YOUR TASK:
Repeat, exactly and completely, the material that follows. Omit the pictures.

[Pages as source code]
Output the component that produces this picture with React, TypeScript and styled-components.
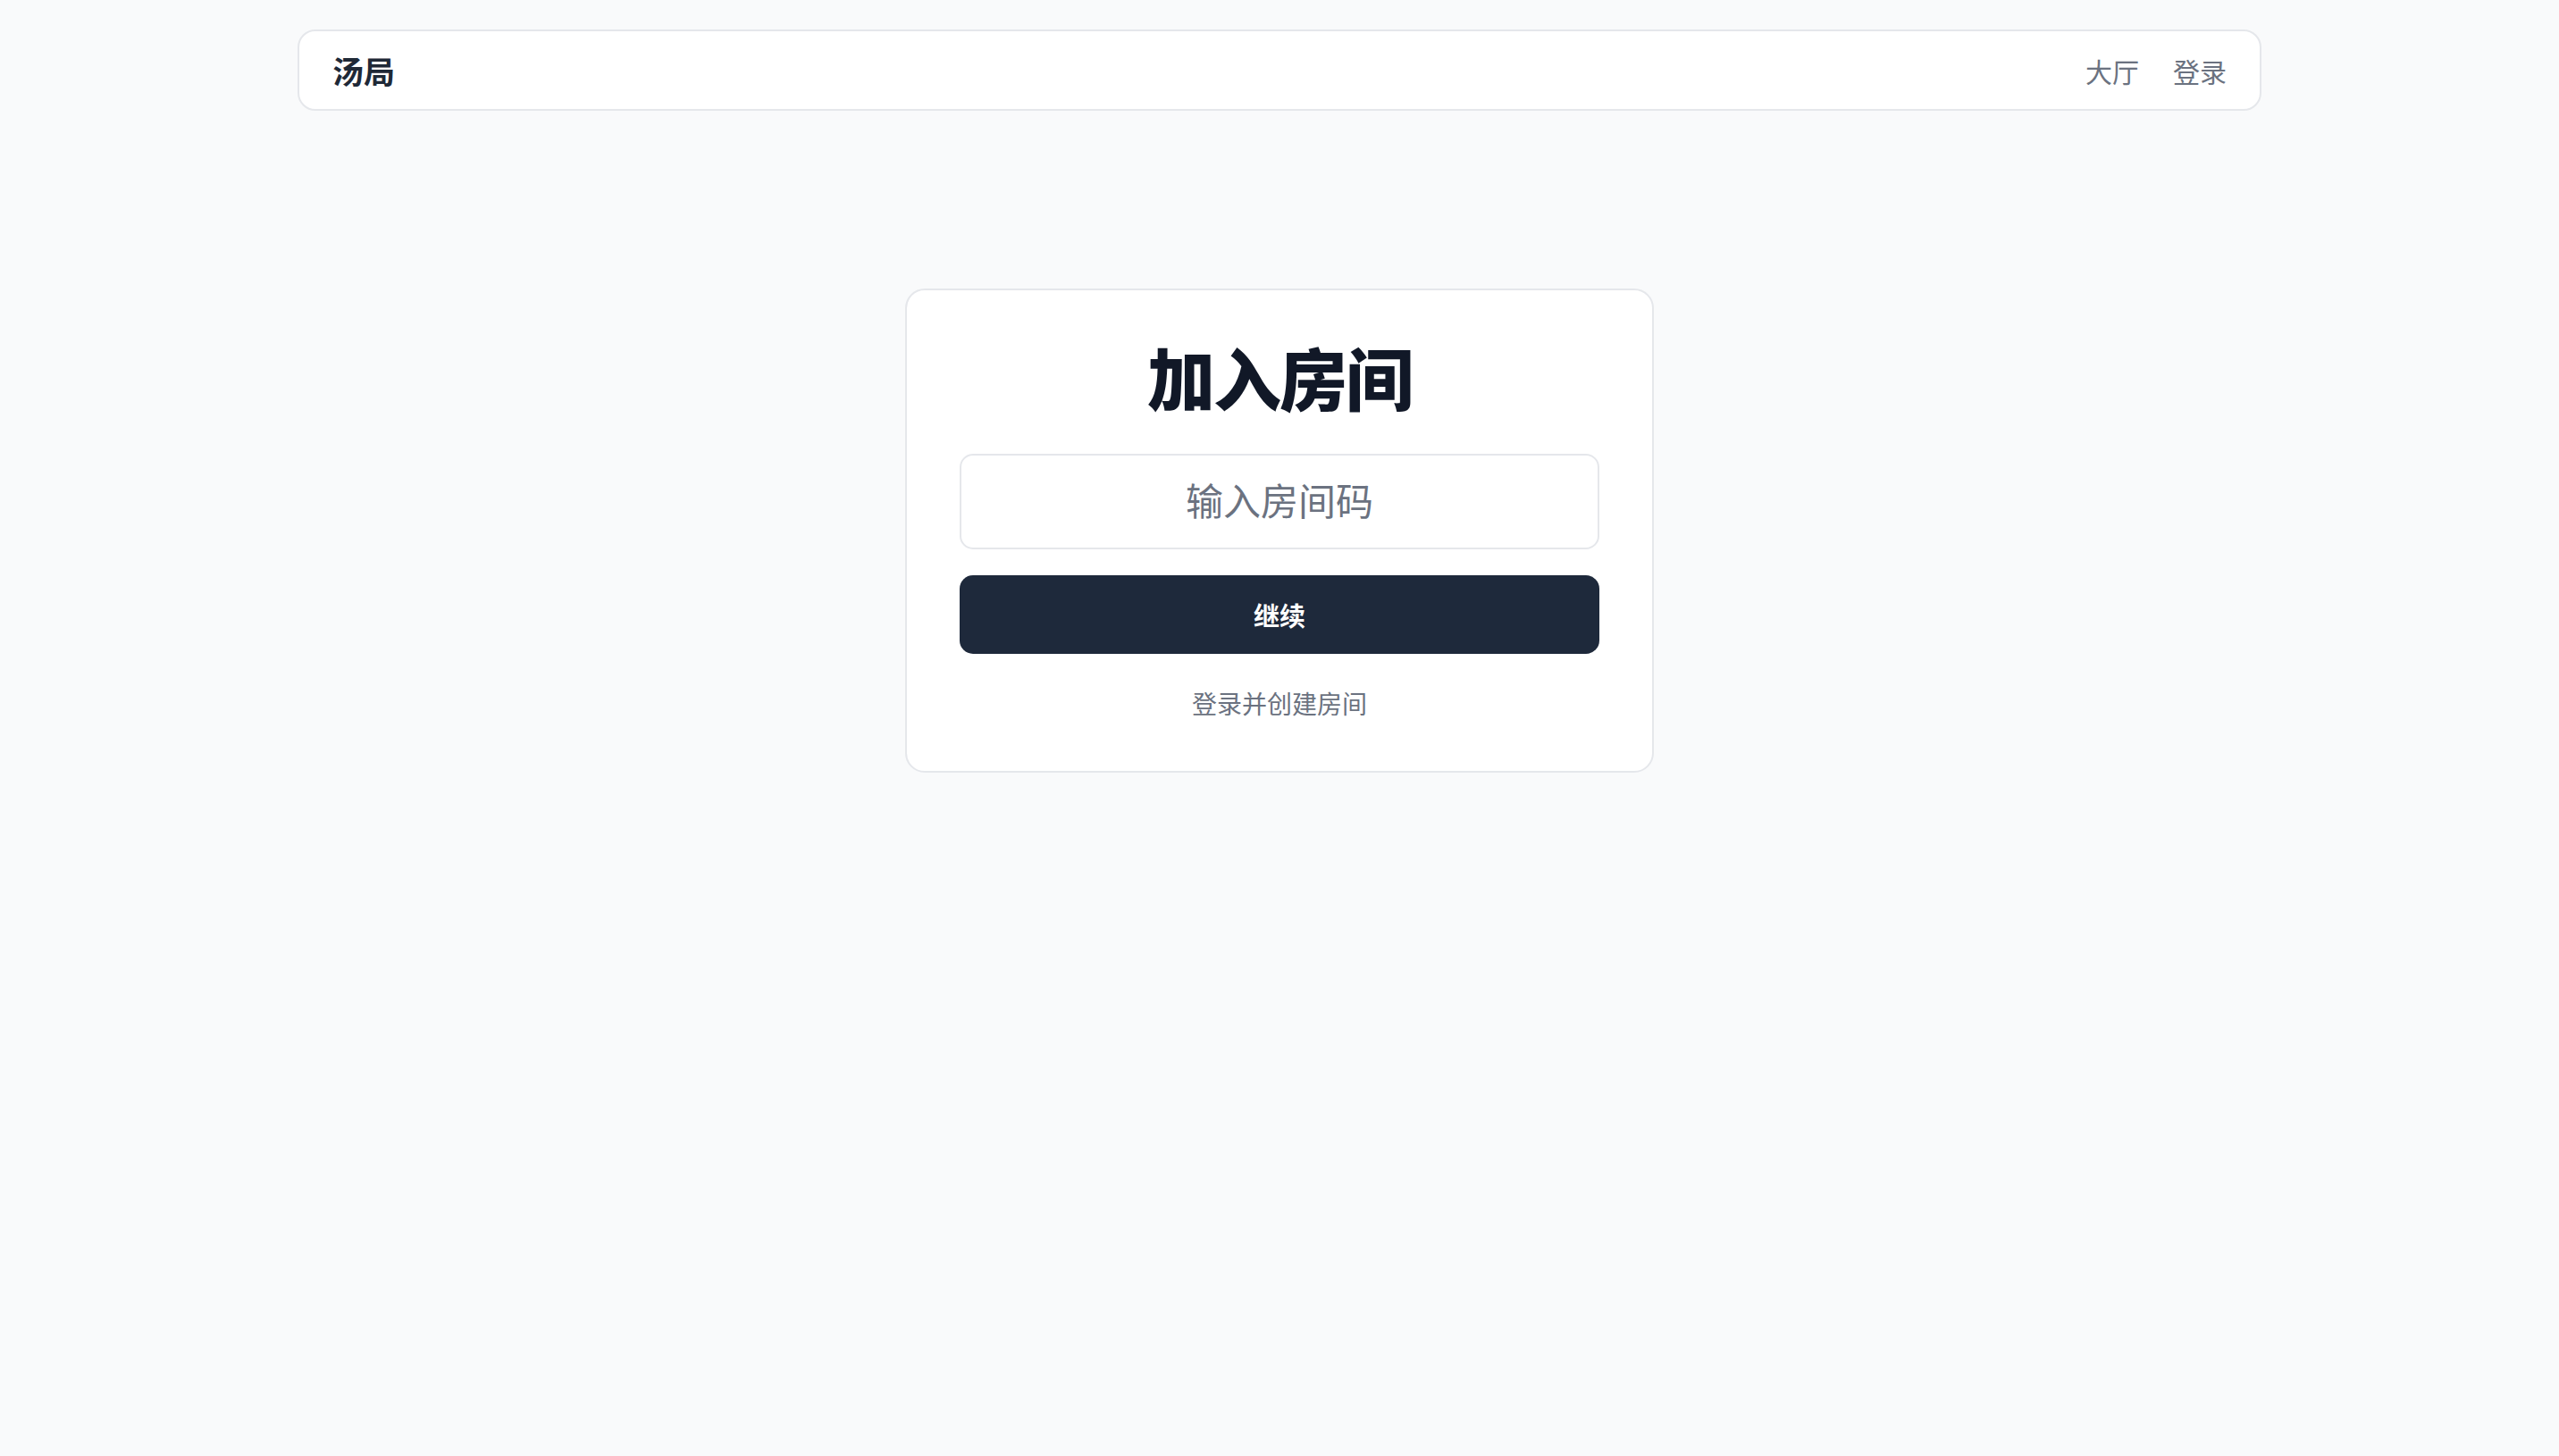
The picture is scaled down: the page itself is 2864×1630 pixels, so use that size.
import styled, { createGlobalStyle } from "styled-components";

const GlobalStyle = createGlobalStyle`
  html, body {
    margin: 0;
    padding: 0;
    background-color: #f9fafb;
  }
  body {
    font-family: Inter, "Noto Sans CJK SC", sans-serif;
    color: #111827;
  }
  * {
    box-sizing: border-box;
  }
`;

const Page = styled.div`
  min-height: 1630px;
  display: flex;
  flex-direction: column;
  align-items: center;
  padding-top: 33px;
`;

const NavBar = styled.nav`
  width: 2198px;
  height: 91px;
  display: flex;
  align-items: center;
  justify-content: space-between;
  padding: 0 37px;
  background-color: #ffffff;
  border: 2px solid #e5e7eb;
  border-radius: 20px;
`;

const Logo = styled.div`
  font-size: 35px;
  font-weight: 700;
  color: #1f2937;
`;

const NavLinks = styled.div`
  display: flex;
  align-items: center;
  gap: 38px;
`;

const NavLink = styled.a`
  font-size: 30px;
  color: #6b7280;
  text-decoration: none;
  cursor: pointer;
`;

const Card = styled.main`
  margin-top: 199px;
  width: 838px;
  padding: 59px 59px 53px;
  display: flex;
  flex-direction: column;
  align-items: stretch;
  background-color: #ffffff;
  border: 2px solid #e5e7eb;
  border-radius: 22px;
`;

const Title = styled.h1`
  margin: 4px 0 44px;
  font-size: 76px;
  line-height: 1;
  font-weight: 900;
  text-align: center;
  color: #111827;
  letter-spacing: -2px;
`;

const CodeInput = styled.input`
  height: 107px;
  width: 100%;
  border: 2px solid #e5e7eb;
  border-radius: 15px;
  background-color: #ffffff;
  font-family: inherit;
  font-size: 42px;
  text-align: center;
  color: #111827;
  outline: none;
  &::placeholder {
    color: #6b7280;
  }
`;

const ContinueButton = styled.button`
  margin-top: 29px;
  height: 88px;
  width: 100%;
  border: 0;
  border-radius: 15px;
  background-color: #1e293b;
  color: #ffffff;
  font-family: inherit;
  font-size: 29px;
  font-weight: 700;
  cursor: pointer;
`;

const CreateLink = styled.a`
  margin-top: 36px;
  font-size: 28px;
  line-height: 1.5;
  color: #6b7280;
  text-align: center;
  text-decoration: none;
  cursor: pointer;
`;

export default function App() {
  return (
    <>
      <GlobalStyle />
      <Page>
        <NavBar>
          <Logo>汤局</Logo>
          <NavLinks>
            <NavLink>大厅</NavLink>
            <NavLink>登录</NavLink>
          </NavLinks>
        </NavBar>
        <Card>
          <Title>加入房间</Title>
          <CodeInput type="text" placeholder="输入房间码" />
          <ContinueButton>继续</ContinueButton>
          <CreateLink>登录并创建房间</CreateLink>
        </Card>
      </Page>
    </>
  );
}
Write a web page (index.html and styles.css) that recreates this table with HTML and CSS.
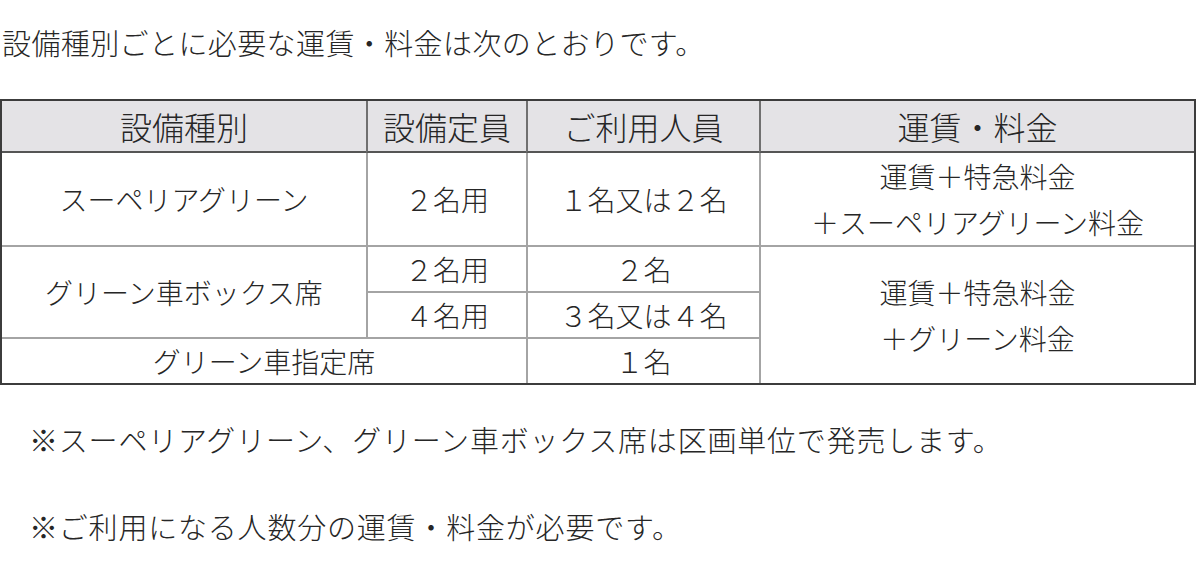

THE SOLUTION:
Output the component that produces this picture with React, TypeScript and styled-components.
The picture is scaled down: the page itself is 2864×1630 pixels, so use that size.
import styled, { createGlobalStyle } from "styled-components";

const GlobalStyle = createGlobalStyle`
  html, body {
    margin: 0;
    padding: 0;
    background-color: #f9fafb;
  }
  body {
    font-family: Inter, "Noto Sans CJK SC", sans-serif;
    color: #111827;
  }
  * {
    box-sizing: border-box;
  }
`;

const Page = styled.div`
  min-height: 1630px;
  display: flex;
  flex-direction: column;
  align-items: center;
  padding-top: 33px;
`;

const NavBar = styled.nav`
  width: 2198px;
  height: 91px;
  display: flex;
  align-items: center;
  justify-content: space-between;
  padding: 0 37px;
  background-color: #ffffff;
  border: 2px solid #e5e7eb;
  border-radius: 20px;
`;

const Logo = styled.div`
  font-size: 35px;
  font-weight: 700;
  color: #1f2937;
`;

const NavLinks = styled.div`
  display: flex;
  align-items: center;
  gap: 38px;
`;

const NavLink = styled.a`
  font-size: 30px;
  color: #6b7280;
  text-decoration: none;
  cursor: pointer;
`;

const Card = styled.main`
  margin-top: 199px;
  width: 838px;
  padding: 59px 59px 53px;
  display: flex;
  flex-direction: column;
  align-items: stretch;
  background-color: #ffffff;
  border: 2px solid #e5e7eb;
  border-radius: 22px;
`;

const Title = styled.h1`
  margin: 4px 0 44px;
  font-size: 76px;
  line-height: 1;
  font-weight: 900;
  text-align: center;
  color: #111827;
  letter-spacing: -2px;
`;

const CodeInput = styled.input`
  height: 107px;
  width: 100%;
  border: 2px solid #e5e7eb;
  border-radius: 15px;
  background-color: #ffffff;
  font-family: inherit;
  font-size: 42px;
  text-align: center;
  color: #111827;
  outline: none;
  &::placeholder {
    color: #6b7280;
  }
`;

const ContinueButton = styled.button`
  margin-top: 29px;
  height: 88px;
  width: 100%;
  border: 0;
  border-radius: 15px;
  background-color: #1e293b;
  color: #ffffff;
  font-family: inherit;
  font-size: 29px;
  font-weight: 700;
  cursor: pointer;
`;

const CreateLink = styled.a`
  margin-top: 36px;
  font-size: 28px;
  line-height: 1.5;
  color: #6b7280;
  text-align: center;
  text-decoration: none;
  cursor: pointer;
`;

export default function App() {
  return (
    <>
      <GlobalStyle />
      <Page>
        <NavBar>
          <Logo>汤局</Logo>
          <NavLinks>
            <NavLink>大厅</NavLink>
            <NavLink>登录</NavLink>
          </NavLinks>
        </NavBar>
        <Card>
          <Title>加入房间</Title>
          <CodeInput type="text" placeholder="输入房间码" />
          <ContinueButton>继续</ContinueButton>
          <CreateLink>登录并创建房间</CreateLink>
        </Card>
      </Page>
    </>
  );
}
Write a web page (index.html and styles.css) that recreates this table with HTML and CSS.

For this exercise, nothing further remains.